Turkey: Call for Protecting Human Rights Defenders against Judicial Harassment and Threats in Turkey

To date, trade union rights’ violations are still rife in Turkey. While little or no progress is being made towards achieving a legal framework which guarantees full respect for these rights, in line with EU Standards and ILO Conventions, severe limitations remain to the right to strike, and collective bargaining is still heavily obstructed. Workers are being pressured to leave their union, and interference in internal union affairs is abundant.

Meanwhile, a worrying trend of judicial union harassment is significantly on the rise, whereby trade unionists are being tried on "terrorist" charges. There is a pattern: upon being arrested, all unionists are being treated in a rough manner, or even mistreated; the authorities invoke some legal clause in order to keep the cases "under secrecy", meaning that the defense lawyers can initially not look into their clients’ files, sometimes even for more than a month; and the accusations are all related to some form of "terrorist activity".
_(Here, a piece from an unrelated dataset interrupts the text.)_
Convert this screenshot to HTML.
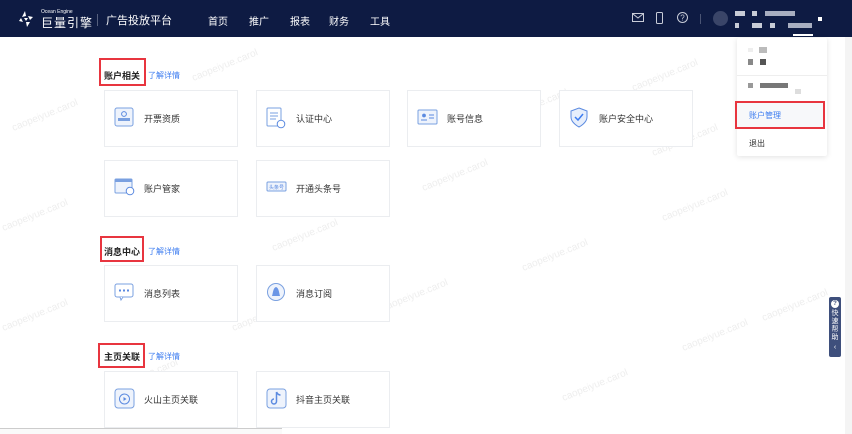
<!DOCTYPE html>
<html><head><meta charset="utf-8"><style>
*{margin:0;padding:0;box-sizing:border-box}
body{width:852px;height:434px;overflow:hidden;background:#fff;font-family:"Liberation Sans","Noto Sans CJK SC",sans-serif;position:relative;color:#333}
.hdr{position:absolute;left:0;top:0;width:852px;height:37px;background:#0e1b43}
.a{position:absolute}
.nav{color:#fff;font-size:10px;top:13px}
.card{position:absolute;width:134px;height:57px;border:1px solid #ebedf0;background:#fff}
.card .t{position:absolute;left:39px;top:21px;font-size:9px;color:#333}
.card svg{position:absolute;left:9px;top:16px}
.sec{position:absolute;font-size:9px;font-weight:bold;color:#222}
.lk{position:absolute;font-size:8px;color:#3c7cf0}
.red{position:absolute;border:2px solid #e8353f}
.wm{position:absolute;color:#eeeeee;font-size:10px;transform:rotate(-22deg);white-space:nowrap}
.blk{position:absolute;background:#999}
</style></head><body>
<div class="wm" style="left:10px;top:110px">caopeiyue.carol</div>
<div class="wm" style="left:190px;top:60px">caopeiyue.carol</div>
<div class="wm" style="left:280px;top:125px">caopeiyue.carol</div>
<div class="wm" style="left:420px;top:170px">caopeiyue.carol</div>
<div class="wm" style="left:500px;top:100px">caopeiyue.carol</div>
<div class="wm" style="left:630px;top:70px">caopeiyue.carol</div>
<div class="wm" style="left:650px;top:135px">caopeiyue.carol</div>
<div class="wm" style="left:0px;top:210px">caopeiyue.carol</div>
<div class="wm" style="left:270px;top:230px">caopeiyue.carol</div>
<div class="wm" style="left:380px;top:290px">caopeiyue.carol</div>
<div class="wm" style="left:520px;top:250px">caopeiyue.carol</div>
<div class="wm" style="left:660px;top:200px">caopeiyue.carol</div>
<div class="wm" style="left:760px;top:300px">caopeiyue.carol</div>
<div class="wm" style="left:0px;top:310px">caopeiyue.carol</div>
<div class="wm" style="left:230px;top:310px">caopeiyue.carol</div>
<div class="wm" style="left:110px;top:370px">caopeiyue.carol</div>
<div class="wm" style="left:560px;top:380px">caopeiyue.carol</div>
<div class="wm" style="left:680px;top:330px">caopeiyue.carol</div>

<div class="hdr"></div>
<svg class="a" style="left:17px;top:10px" width="18" height="18" viewBox="0 0 18 18"><path d="M8 1 L5 7 L9 6Z M16 7 L11 6 L13 10Z M10 17 L13 12 L9 12Z M2 11 L6 12 L4 8Z M7 8 L11 8 L9 11Z" fill="#fff"/></svg>
<div class="a" style="left:41px;top:9px;color:#fff;font-size:5px">Ocean Engine</div>
<div class="a" style="left:41px;top:14px;color:#fff;font-size:12px;letter-spacing:1px">巨量引擎</div>
<div class="a" style="left:97px;top:14px;width:1px;height:12px;background:#56607e"></div>
<div class="a" style="left:106px;top:12px;color:#fff;font-size:11px">广告投放平台</div>
<div class="a nav" style="left:208px">首页</div>
<div class="a nav" style="left:249px">推广</div>
<div class="a nav" style="left:290px">报表</div>
<div class="a nav" style="left:329px">财务</div>
<div class="a nav" style="left:370px">工具</div>
<svg class="a" style="left:632px;top:13px" width="12" height="10"><rect x="0.5" y="0.5" width="11" height="8" fill="none" stroke="#c8ccd8"/><path d="M1 1 L6 5 L11 1" fill="none" stroke="#c8ccd8"/></svg>
<svg class="a" style="left:656px;top:12px" width="7" height="12"><rect x="0.5" y="0.5" width="6" height="11" rx="1" fill="none" stroke="#c8ccd8"/></svg>
<svg class="a" style="left:677px;top:12px" width="11" height="11"><circle cx="5.5" cy="5.5" r="5" fill="none" stroke="#c8ccd8"/><text x="3.3" y="8.5" font-size="8" fill="#c8ccd8" font-family="Liberation Sans">?</text></svg>
<div class="a" style="left:700px;top:14px;width:1px;height:10px;background:#4a5474"></div>
<div class="a" style="left:713px;top:11px;width:15px;height:15px;border-radius:50%;background:#3a4568"></div>
<div class="blk" style="left:735px;top:11px;width:10px;height:5px;background:#c8ccd6"></div>
<div class="blk" style="left:752px;top:11px;width:5px;height:5px;background:#c8ccd6"></div>
<div class="blk" style="left:765px;top:11px;width:30px;height:5px;background:#a8aec0"></div>
<div class="blk" style="left:735px;top:23px;width:4px;height:5px;background:#c8ccd6"></div>
<div class="blk" style="left:752px;top:23px;width:10px;height:5px;background:#c8ccd6"></div>
<div class="blk" style="left:770px;top:23px;width:5px;height:5px;background:#c8ccd6"></div>
<div class="blk" style="left:788px;top:23px;width:24px;height:5px;background:#a8aec0"></div>
<div class="blk" style="left:818px;top:17px;width:4px;height:4px;background:#fff"></div>

<div class="a" style="left:845px;top:37px;width:7px;height:397px;background:#f4f4f4"></div>

<div class="sec" style="left:104px;top:69px">账户相关</div><div class="lk" style="left:148px;top:70px">了解详情</div>
<div class="red" style="left:99px;top:58px;width:47px;height:28px"></div>

<div class="card" style="left:104px;top:90px"><svg width="20" height="20"><rect x="1" y="1" width="18" height="18" rx="2" fill="#eef3fc" stroke="#7aa0e0"/><circle cx="10" cy="7" r="2.4" fill="none" stroke="#5b8ae0"/><rect x="4" y="11" width="12" height="3" fill="#7aa0e0"/></svg><div class="t">开票资质</div></div>
<div class="card" style="left:256px;top:90px"><svg width="20" height="22"><rect x="1" y="1" width="14" height="18" rx="1" fill="none" stroke="#7aa0e0"/><path d="M4 6h8M4 9h8M4 12h6" stroke="#7aa0e0"/><circle cx="15" cy="17" r="3.8" fill="#fff" stroke="#5b8ae0"/></svg><div class="t">认证中心</div></div>
<div class="card" style="left:407px;top:90px"><svg width="22" height="20"><rect x="1" y="3" width="19" height="14" rx="1" fill="#eef3fc" stroke="#7aa0e0"/><circle cx="7" cy="8.5" r="1.9" fill="#5b8ae0"/><path d="M4 13h6M12 8h5M12 11h5" stroke="#5b8ae0"/></svg><div class="t">账号信息</div></div>
<div class="card" style="left:559px;top:90px"><svg width="20" height="22"><path d="M10 1 L18 4 V10 C18 16 10 20 10 20 C10 20 2 16 2 10 V4Z" fill="#e6eefc" stroke="#5b8ae0"/><path d="M6 10 L9 13 L14 7" fill="none" stroke="#3c7cf0" stroke-width="1.5"/></svg><div class="t">账户安全中心</div></div>
<div class="card" style="left:104px;top:160px"><svg width="22" height="20"><rect x="1" y="2" width="17" height="14" rx="1" fill="#eef3fc" stroke="#7aa0e0"/><rect x="1" y="2" width="17" height="3" fill="#7aa0e0"/><circle cx="16" cy="14" r="3.8" fill="#fff" stroke="#5b8ae0"/></svg><div class="t">账户管家</div></div>
<div class="card" style="left:256px;top:160px"><svg width="22" height="20"><rect x="1" y="5" width="19" height="9" rx="1" fill="#eef3fc" stroke="#7aa0e0"/><text x="3" y="12" font-size="5" fill="#5b8ae0">头条号</text></svg><div class="t">开通头条号</div></div>

<div class="sec" style="left:104px;top:245px">消息中心</div><div class="lk" style="left:148px;top:246px">了解详情</div>
<div class="red" style="left:100px;top:236px;width:44px;height:26px"></div>
<div class="card" style="left:104px;top:265px"><svg width="22" height="22"><rect x="1" y="2" width="18" height="13" rx="2" fill="none" stroke="#7aa0e0"/><path d="M6 15 L7 18 L9 15" fill="#fff" stroke="#7aa0e0"/><path d="M5 8.5h2M9 8.5h2M13 8.5h2" stroke="#5b8ae0" stroke-width="2"/></svg><div class="t">消息列表</div></div>
<div class="card" style="left:256px;top:265px"><svg width="22" height="22"><circle cx="10" cy="10" r="8.5" fill="#eef3fc" stroke="#7aa0e0"/><path d="M6 14 C7 11 7 6 10 5 C13 6 13 11 14 14Z" fill="#6b96e6"/></svg><div class="t">消息订阅</div></div>

<div class="sec" style="left:104px;top:350px">主页关联</div><div class="lk" style="left:148px;top:351px">了解详情</div>
<div class="red" style="left:98px;top:343px;width:47px;height:25px"></div>
<div class="card" style="left:104px;top:371px"><svg width="22" height="22"><rect x="1" y="1" width="19" height="19" rx="3" fill="#eef3fc" stroke="#7aa0e0"/><circle cx="10.5" cy="11" r="5" fill="none" stroke="#5b8ae0"/><path d="M9.5 9 L12.5 11 L9.5 13Z" fill="#5b8ae0"/></svg><div class="t">火山主页关联</div></div>
<div class="card" style="left:256px;top:371px"><svg width="22" height="22"><rect x="1" y="1" width="19" height="19" rx="3" fill="#eef3fc" stroke="#7aa0e0"/><path d="M10.5 4 V13.5 A2.5 2.5 0 1 1 8 11 M10.5 4 C11.5 6 12.5 7 14.5 7" fill="none" stroke="#5b8ae0" stroke-width="1.5"/></svg><div class="t">抖音主页关联</div></div>

<div class="a" style="left:737px;top:38px;width:90px;height:118px;background:#fff;box-shadow:0 1px 6px rgba(0,0,0,.12);border-radius:2px"></div>
<div class="a" style="left:793px;top:34px;width:20px;height:2px;background:#fff"></div>
<div class="blk" style="left:748px;top:48px;width:5px;height:4px;background:#eee"></div>
<div class="blk" style="left:759px;top:47px;width:8px;height:6px;background:#bbb"></div>
<div class="blk" style="left:748px;top:59px;width:5px;height:6px;background:#888"></div>
<div class="blk" style="left:760px;top:59px;width:6px;height:6px;background:#555"></div>
<div class="a" style="left:737px;top:75px;width:90px;height:1px;background:#eee"></div>
<div class="blk" style="left:748px;top:83px;width:5px;height:5px;background:#999"></div>
<div class="blk" style="left:760px;top:83px;width:28px;height:5px;background:#777"></div>
<div class="blk" style="left:795px;top:89px;width:6px;height:5px;background:#ddd"></div>
<div class="a" style="left:737px;top:103px;width:87px;height:25px;background:#f7f8fa"></div>
<div class="red" style="left:735px;top:101px;width:90px;height:28px"></div>
<div class="a" style="left:749px;top:110px;font-size:8px;color:#3c7cf0">账户管理</div>
<div class="a" style="left:749px;top:138px;font-size:8px;color:#333">退出</div>

<div class="a" style="left:829px;top:297px;width:12px;height:60px;background:#3e4f7c;border-radius:2px"></div>
<div class="a" style="left:831px;top:300px;width:8px;height:8px;border-radius:50%;background:#fff;font-size:6px;color:#3e4f7c;text-align:center;line-height:8px;font-weight:bold">?</div>
<div class="a" style="left:830px;top:310px;width:10px;font-size:7px;color:#fff;line-height:8px;text-align:center">快速帮助</div>
<div class="a" style="left:830px;top:344px;width:10px;font-size:7px;color:#fff;text-align:center">‹</div>

<div class="a" style="left:0;top:428px;width:282px;height:6px;background:#fafafa;border-top:1px solid #ccc"></div>
</body></html>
On 19-20 November last year, in Izmir, the ITUC attended, together with over a dozen representatives from trade unions and Global Union Federations from eight different European countries, the trial against 31 leaders and members of Turkish public sector union KESK. Being tried on charges of having established a terrorist organisation, 22 of them had already spent nearly six months in prison without access to due trial. At the same time, at the Tuzla shipyards, leaders of a dockers’ union Limter-Is, which is affiliated to ITUC affiliate DISK, were receiving death threats from a company manager, because they had defended a number of workers who had been unlawfully sacked.

A 27-minute documentary film, which digs a bit deeper into Turkey’s history of trade union rights’ violations, building up to the current situation, has been produced by Protection International (PI). This film will be screened at a press conference which is being organised on Thursday 29 April at 11 a.m. at the International Trade Union House (5, Boulevard du Roi Albert II , room B 1st floor), in cooperation with the ETUC, the IFJ, AI and FIDH. It will be held in English and French.

There will be testimonies from Limter-Is representative Hakki Demiral. Erol Önderoglu, editor of the Istanbul-based information website Bianet.org, will give an update on the situation of human rights defenders and journalists. Other speakers will include:

-  Guy Ryder, general secretary of the ITUC
-  Joël Decaillon, deputy general secretary of the ETUC
-  Renate Schroeder, IFJ
-  Shane Enright, AI
-  Grégoire Théry, FIDH
-  Pascale Boosten & Eric Juzen, PI, authors of the documentary.